On the analytics side, Peri said that after building pilot projects, CDAOs should establish scalable and sustainable data /analytics products to accelerate time to value for business units. In our view, such products are key to showing value from data assets and analytical capabilities. In order to build these products, Peri has also attempted to attract and retain the best talents across data science, AI engineering, and data management. He tries to ensure they are working on the biggest challenges, have access to the latest tools and technologies to exercise their craft, and that they feel valued and part of a larger community of data/analytic professionals.

We concur that these are good strategies for success as a CD(A)O. Selecting a few high-value use cases for analytics and AI, and partnering with business leaders to understand their data and analytics needs and select and achieve initiatives, is particularly critical. Long tenures in the job can only be achieved by balancing quick wins with and for business partners, while undertaking longer-term data and analytics mandates and setting realistic expectations for how quickly they can be achieved.

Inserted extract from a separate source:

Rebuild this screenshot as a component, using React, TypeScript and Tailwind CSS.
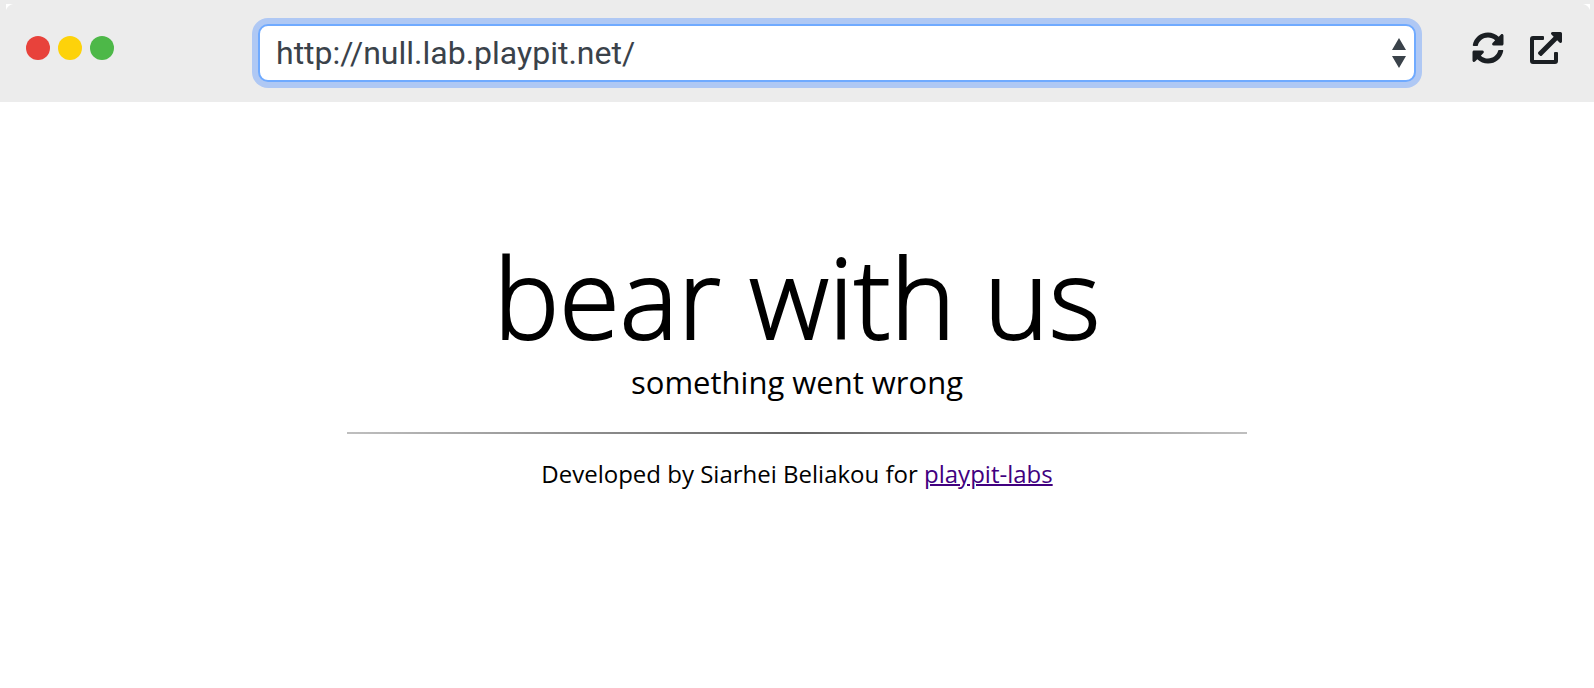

Business knowledge, leadership and influence, communication, and organization change management skills are table stakes for todays’ CD(A)O. Without these skills the CDO role gets relegated to “back office” activities, much like traditional CIOs who focus solely on data center, infrastructure, and enterprise application deployments. We believe that future CIO, Chief Digital Officers, and even CEOs will be sourced from business savvy CDAOs. When executives ask Peri to describe his role he simply responds, “I’m a business leader who brings deep digital, data, and analytics expertise to help transform and grow our business.” When the data management and architecture component is primary and the business objectives secondary, that’s when CDOs struggle.